In one facility, there was a self-contained drug rehab. program. The young people in that unit were together 24/7. They did not mingle outside their four walls. They were insulated from the rules of ordinary prison life. Not the rules imposed by the prison itself, but those imposed by the prisoners themselves: no interracial crossovers; no befriending anyone outside one’s group or one’s gang; no personal associations that violated the rules of the street.

What caught my eye were two young men, one African-American and the other Caucasian. They were engaged in an animated discussion, laughing together, and enjoying each other’s company. I asked them if they were friends outside of this program, out on the yard. 

“Oh, no!” the white kid answered. He looked at his friend who added, “We can’t even talk to each other out there. You just can’t do it.”

I remembered this sad fact, friends who could not be friends, after reading the Quote of the Week from Maya Angelou, that a number of Beat writers addressed in this issue: “Love recognizes no barriers. It jumps hurdles, leaps fences, penetrates walls to arrive at its destination full of hope.”

There are, of course, many barriers that are put between people by the government itself. For example, even in my own lifetime, there were laws in some states (mostly in the southern part of the United States) against interracial marriage. A white person could not marry a black person. That was the law until 1967, when the United States Supreme Court struck down a Virginia law prohibiting marriage across racial lines (Loving v. Virginia). 

Similarly, until just ten years ago, during your lifetimes, laws across the country defined marriage as a legal union between a man and a woman. Whatever opinion you hold about same-sex marriage or gay people, they also feel all the same emotions we all share as human beings, including love. Yet it took another legal challenge to cross this barrier, to jump this hurdle, to allow two people who love each other to be able to express their love in marriage (Obergefell v. Hodges).

But it’s one thing when love is forbidden by law, which can only be changed by law, and another thing when we impose rules on ourselves. Shakespeare wrote of two feuding families in his play, “Romeo and Juliet.” No law prevented these two young lovers from being together, but their families would not allow it. 

In the circumstances of their lives and times, it makes sense that Romeo and Juliet would not be permitted to marry. But if you look down from above, if you can see what is happening without being a part of what is happening, it makes no sense at all. They are just two teenagers in love with each other. And yet, they can’t be together. That is why “Romeo and Juliet” is considered a tragedy. 
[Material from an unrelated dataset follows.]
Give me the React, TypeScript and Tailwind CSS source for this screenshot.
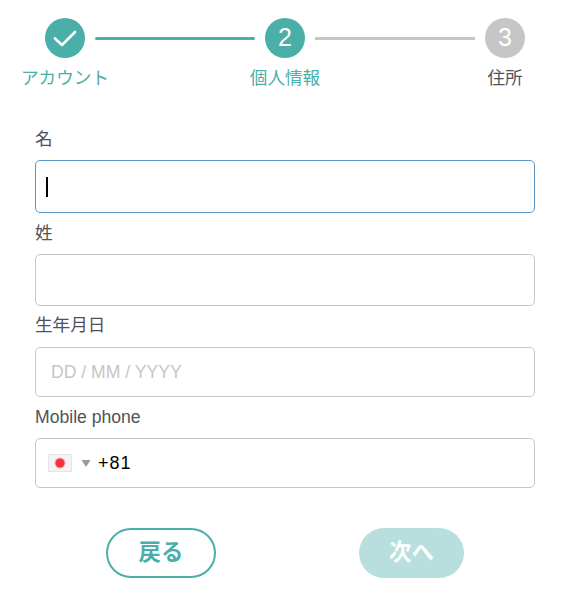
import React from "react";

const font = { fontFamily: '"Liberation Sans", "Noto Sans CJK JP", sans-serif' };

function Step({ label, color, bg, children }: { label: string; color: string; bg: string; children: React.ReactNode }) {
  return (
    <div className="flex w-[40px] flex-col items-center">
      <div className={`flex h-[40px] w-[40px] items-center justify-center rounded-full text-[25px] text-white ${bg}`}>{children}</div>
      <div className={`mt-[8px] whitespace-nowrap text-[17.6px] leading-[24px] ${color}`}>{label}</div>
    </div>
  );
}

function Field({ label, children }: { label: string; children: React.ReactNode }) {
  return (
    <div>
      <div className="text-[17.6px] leading-[24px] text-[#50525a]">{label}</div>
      {children}
    </div>
  );
}

export default function App() {
  return (
    <div style={font} className="h-[591px] w-[580px] overflow-hidden bg-white pt-[18px]">
      <div className="flex pl-[45px]">
        <Step label="アカウント" color="text-[#4aafa9]" bg="bg-[#4aafa9]">
          <svg width="24" height="24" viewBox="0 0 24 24" fill="none" stroke="white" strokeWidth="2.6" strokeLinecap="round" strokeLinejoin="round">
            <path d="M2 12.5 L9 19 L22 6" />
          </svg>
        </Step>
        <div className="mx-[10px] mt-[19px] h-[3px] w-[160px] rounded-full bg-[#4aafa9]" />
        <Step label="個人情報" color="text-[#4aafa9]" bg="bg-[#4aafa9]">2</Step>
        <div className="mx-[10px] mt-[19px] h-[3px] w-[160px] bg-[#c6c6c8]" />
        <Step label="住所" color="text-[#50525a]" bg="bg-[#c6c6c8]">3</Step>
      </div>

      <div className="mt-[37px] ml-[35px] w-[500px]">
        <Field label="名">
          <div className="mt-[9px] mb-[8px] flex h-[53px] items-center rounded-[5px] border border-[#5b97cc] pl-[10px]">
            <div className="h-[20px] w-[2px] bg-black" />
          </div>
        </Field>
        <Field label="姓">
          <div className="mt-[9px] mb-[7px] h-[52px] rounded-[5px] border border-[#c6c6c8]" />
        </Field>
        <Field label="生年月日">
          <div className="mt-[10px] mb-[8px] flex h-[50px] items-center rounded-[5px] border border-[#c6c6c8] pl-[15px] text-[17.6px] text-[#c6c6c8]">
            DD / MM / YYYY
          </div>
        </Field>
        <Field label="Mobile phone">
          <div className="mt-[9px] flex h-[50px] items-center rounded-[5px] border border-[#c6c6c8] pl-[12px]">
            <svg width="24" height="18" viewBox="0 0 24 18">
              <rect width="24" height="18" fill="#f4f4f4" />
              <rect x="0.5" y="0.5" width="23" height="17" fill="none" stroke="#e6e6e6" />
              <circle cx="12" cy="9" r="5.5" fill="#f5333f" opacity="0.35" />
              <circle cx="12" cy="9" r="4.5" fill="#f5333f" />
            </svg>
            <svg className="ml-[9px]" width="10" height="7" viewBox="0 0 10 7">
              <path d="M0.5 0 H9.5 L5 7 Z" fill="#999999" />
            </svg>
            <span className="ml-[7px] text-[18px] tracking-[1px] text-black">+81</span>
          </div>
        </Field>
      </div>

      <div className="mt-[40px] flex pl-[106px]">
        <div className="flex h-[50px] w-[110px] items-center justify-center rounded-full border-2 border-[#4aafa9] text-[22.4px] font-bold text-[#4aafa9]">戻る</div>
        <div className="ml-[143px] flex h-[50px] w-[105px] items-center justify-center rounded-full bg-[#b8dfdd] text-[22.4px] font-bold text-white">次へ</div>
      </div>
    </div>
  );
}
The fact that two boys locked together in the same unit, like the boys I interviewed for my magazine story, can like each other, can be friends with each other (as long as nobody on the outside knows) is also a tragedy. And I have witnessed this tragedy many times in many juvenile halls. Inside the units, young people who rep different gangs can be friends. They play games with each other. They clown with each other. They complain together about the food, about the rules, about losing points, about staff, and about so many other things they share in common. But as soon as they leave the institution, old expectations and rules take over. Now the former friend is an enemy because someone who does not know him has declared him an enemy. 

When I ask street rivals why they can get along so well in confinement, but see each other so differently when they are no longer in confinement, all they can offer is, “That’s just the way it is. We didn’t make it, but we can’t change it.”
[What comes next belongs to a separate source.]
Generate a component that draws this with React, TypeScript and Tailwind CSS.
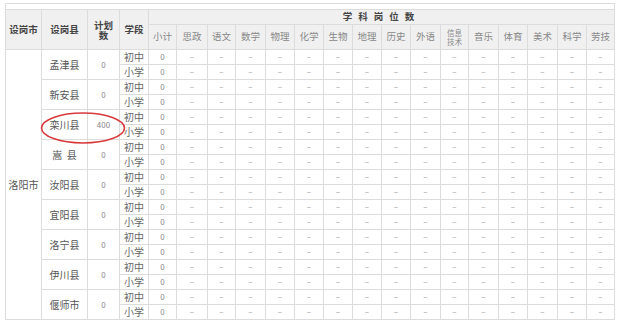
import React from 'react';

const subjects = ['小计', '思政', '语文', '数学', '物理', '化学', '生物', '地理', '历史', '外语', '信息技术', '音乐', '体育', '美术', '科学', '劳技'];
const subjectWidths = [28, 31, 28, 30, 29, 29, 29, 29, 29, 30, 28, 30, 29, 30, 29, 28];

const counties = [
  { name: '孟津县', plan: '0' },
  { name: '新安县', plan: '0' },
  { name: '栾川县', plan: '400' },
  { name: '嵩\u00a0\u00a0县', plan: '0' },
  { name: '汝阳县', plan: '0' },
  { name: '宜阳县', plan: '0' },
  { name: '洛宁县', plan: '0' },
  { name: '伊川县', plan: '0' },
  { name: '偃师市', plan: '0' },
];

const cell = 'border border-[#dcdcdc] p-0 text-center align-middle';

const App = () => {
  return (
    <div
      className="w-[640px] h-[321px] bg-white pt-[3px] pl-[5px] overflow-hidden"
      style={{ fontFamily: '"Noto Sans CJK SC", "Noto Sans", sans-serif' }}
    >
      <div className="relative w-[610px] border-t border-x border-[#dcdcdc]">
        <div className="h-[5px]" />
        <table className="table-fixed border-collapse w-[610px] -mx-px text-[9.5px] leading-none">
          <colgroup>
            <col className="w-[36px]" />
            <col className="w-[46px]" />
            <col className="w-[32px]" />
            <col className="w-[29px]" />
            {subjectWidths.map((w, i) => (
              <col key={i} style={{ width: w }} />
            ))}
          </colgroup>
          <thead className="bg-[#f0f0f0]">
            <tr className="h-[15px]">
              <th rowSpan={2} className={`${cell} font-bold text-[#444]`}>设岗市</th>
              <th rowSpan={2} className={`${cell} font-bold text-[#444]`}>设岗县</th>
              <th rowSpan={2} className={`${cell} font-bold text-[#444]`}>
                <div className="leading-[10px]">计划</div>
                <div className="leading-[10px]">数</div>
              </th>
              <th rowSpan={2} className={`${cell} font-bold text-[#444]`}>学段</th>
              <th colSpan={16} className={`${cell} font-bold text-[#444] tracking-[6px]`}>
                学科岗位数
              </th>
            </tr>
            <tr className="h-[25px]">
              {subjects.map((s) =>
                s === '信息技术' ? (
                  <th key={s} className={`${cell} font-normal text-[#888] text-[7.5px]`}>
                    <div className="leading-[9px]">信息</div>
                    <div className="leading-[9px]">技术</div>
                  </th>
                ) : (
                  <th key={s} className={`${cell} font-normal text-[#888]`}>{s}</th>
                )
              )}
            </tr>
          </thead>
          <tbody className="text-[#888]">
            {counties.map((c, ci) =>
              ['初中', '小学'].map((stage, si) => (
                <tr key={`${ci}-${si}`} className="h-[15px]">
                  {ci === 0 && si === 0 && (
                    <td rowSpan={18} className={`${cell} text-[#555] text-[10px]`}>洛阳市</td>
                  )}
                  {si === 0 && (
                    <>
                      <td rowSpan={2} className={`${cell} text-[#555] text-[10px]`}>{c.name}</td>
                      <td rowSpan={2} className={`${cell} text-[8px] text-[#888]`}>{c.plan}</td>
                    </>
                  )}
                  <td className={`${cell} text-[#666] text-[10px]`}>{stage}</td>
                  <td className={`${cell} text-[8px]`}>0</td>
                  {subjects.slice(1).map((s) => (
                    <td key={s} className={`${cell} text-[8px] text-[#999]`}>–</td>
                  ))}
                </tr>
              ))
            )}
          </tbody>
        </table>
        {/* highlight ring around 栾川县 */}
        <svg className="absolute left-[33px] top-[107px] pointer-events-none" width="88" height="34" viewBox="0 0 88 34">
          <ellipse cx="44" cy="17" rx="41.5" ry="15" fill="none" stroke="#d8393c" strokeWidth="1.6" />
        </svg>
      </div>
    </div>
  );
};

export default App;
If you are taught that certain people from a different set, or a different block, or a different gang, or a different color, are the enemy, then that is what you believe. And even if you do not believe it, you are forced to live as if you do believe it. 
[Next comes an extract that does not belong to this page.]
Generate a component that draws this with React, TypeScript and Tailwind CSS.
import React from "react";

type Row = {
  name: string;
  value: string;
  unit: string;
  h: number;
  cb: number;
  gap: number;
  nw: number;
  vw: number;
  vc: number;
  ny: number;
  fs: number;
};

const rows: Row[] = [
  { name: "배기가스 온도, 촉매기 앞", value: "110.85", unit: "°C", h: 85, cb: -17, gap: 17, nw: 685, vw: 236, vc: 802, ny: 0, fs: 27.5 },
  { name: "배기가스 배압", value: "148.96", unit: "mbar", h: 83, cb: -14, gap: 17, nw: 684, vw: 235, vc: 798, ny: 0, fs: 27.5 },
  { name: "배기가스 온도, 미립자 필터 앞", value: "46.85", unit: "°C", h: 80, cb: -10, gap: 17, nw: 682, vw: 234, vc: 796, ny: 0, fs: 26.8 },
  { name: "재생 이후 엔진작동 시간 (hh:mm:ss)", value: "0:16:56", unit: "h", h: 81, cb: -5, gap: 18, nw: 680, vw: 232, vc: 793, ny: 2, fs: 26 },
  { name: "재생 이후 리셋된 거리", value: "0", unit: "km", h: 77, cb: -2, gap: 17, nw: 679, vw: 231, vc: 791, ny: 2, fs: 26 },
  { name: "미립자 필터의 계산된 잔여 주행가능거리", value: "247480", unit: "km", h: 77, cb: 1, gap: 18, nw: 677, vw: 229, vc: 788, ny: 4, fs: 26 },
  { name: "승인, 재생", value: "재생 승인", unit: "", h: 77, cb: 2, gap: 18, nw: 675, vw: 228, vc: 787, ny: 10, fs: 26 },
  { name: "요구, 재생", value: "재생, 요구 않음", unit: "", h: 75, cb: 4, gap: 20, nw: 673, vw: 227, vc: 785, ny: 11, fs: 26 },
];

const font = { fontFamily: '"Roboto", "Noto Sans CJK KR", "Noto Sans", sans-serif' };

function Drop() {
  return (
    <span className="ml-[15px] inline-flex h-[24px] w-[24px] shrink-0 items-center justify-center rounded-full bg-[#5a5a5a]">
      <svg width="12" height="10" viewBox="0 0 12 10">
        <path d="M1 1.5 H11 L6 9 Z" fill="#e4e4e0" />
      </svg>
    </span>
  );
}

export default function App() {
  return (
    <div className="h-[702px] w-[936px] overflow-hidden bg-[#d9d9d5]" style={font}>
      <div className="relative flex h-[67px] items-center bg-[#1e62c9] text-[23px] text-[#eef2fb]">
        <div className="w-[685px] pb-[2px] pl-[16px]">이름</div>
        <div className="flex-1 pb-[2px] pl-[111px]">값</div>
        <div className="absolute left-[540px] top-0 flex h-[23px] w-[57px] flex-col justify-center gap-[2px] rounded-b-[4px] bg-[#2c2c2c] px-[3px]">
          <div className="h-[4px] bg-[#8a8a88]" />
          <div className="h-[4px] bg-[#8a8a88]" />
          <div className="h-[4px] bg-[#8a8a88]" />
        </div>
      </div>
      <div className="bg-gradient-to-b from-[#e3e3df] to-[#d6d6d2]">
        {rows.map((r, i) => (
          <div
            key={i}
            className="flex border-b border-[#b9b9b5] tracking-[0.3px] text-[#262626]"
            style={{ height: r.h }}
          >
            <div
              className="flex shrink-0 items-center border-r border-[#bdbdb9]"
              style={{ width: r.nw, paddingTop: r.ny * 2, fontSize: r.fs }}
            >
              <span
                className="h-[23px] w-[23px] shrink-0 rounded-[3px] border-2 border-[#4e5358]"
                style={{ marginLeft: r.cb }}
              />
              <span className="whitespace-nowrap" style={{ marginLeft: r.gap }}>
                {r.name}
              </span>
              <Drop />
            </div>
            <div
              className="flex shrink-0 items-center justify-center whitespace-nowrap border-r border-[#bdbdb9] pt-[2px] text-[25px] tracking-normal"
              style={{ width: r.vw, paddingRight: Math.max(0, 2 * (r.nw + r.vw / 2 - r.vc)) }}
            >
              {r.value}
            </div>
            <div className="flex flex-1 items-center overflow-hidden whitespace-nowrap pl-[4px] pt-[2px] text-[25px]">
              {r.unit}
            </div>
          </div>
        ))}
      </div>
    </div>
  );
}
But when you look at the situation from above as if you are not a part of it, it does not make sense. Take a good look at someone you think of as your enemy. I bet they speak the same languages you speak, like the same food you like, listen to the same music you listen to, and are attracted to the same beautiful people you are attracted to. Why is it that human beings cannot get along with our fellow human beings, even when we are just like us?

But for all this negativity, there is a force that can penetrate it. It is love. It is what Maya Angelo was talking about when she said, “Love recognizes no barriers.” 

We hope you get to see beyond the limits of your lives, beyond the barriers, to look over the fence to see real people on the other side. Allow your hearts to be open to the possibility of falling in love with anyone, even your so-called enemies, and even when those closest to you are saying no. 

You may already have a girlfriend or a boyfriend from another set, which may cause you problems at home or among your friends. But if it is love, you will hold onto it, fight for it, and protect it, whatever the streets or your homies or your family tell you. That is what the poet meant when she wrote about love, “It jumps hurdles, leaps fences, penetrates walls.” Love is one of the most powerful forces on earth. 

-Michael (Einstein) Kroll

Thank you for reminding us to share love with the world. What a great challenge to us all to try to love and respect each other. Let’s try to start by being kind to others and see if maybe it will grow. Be kind to people, even when they seem like they are at opposite end of your world, maybe it will change the dynamic. Maybe it could change the world.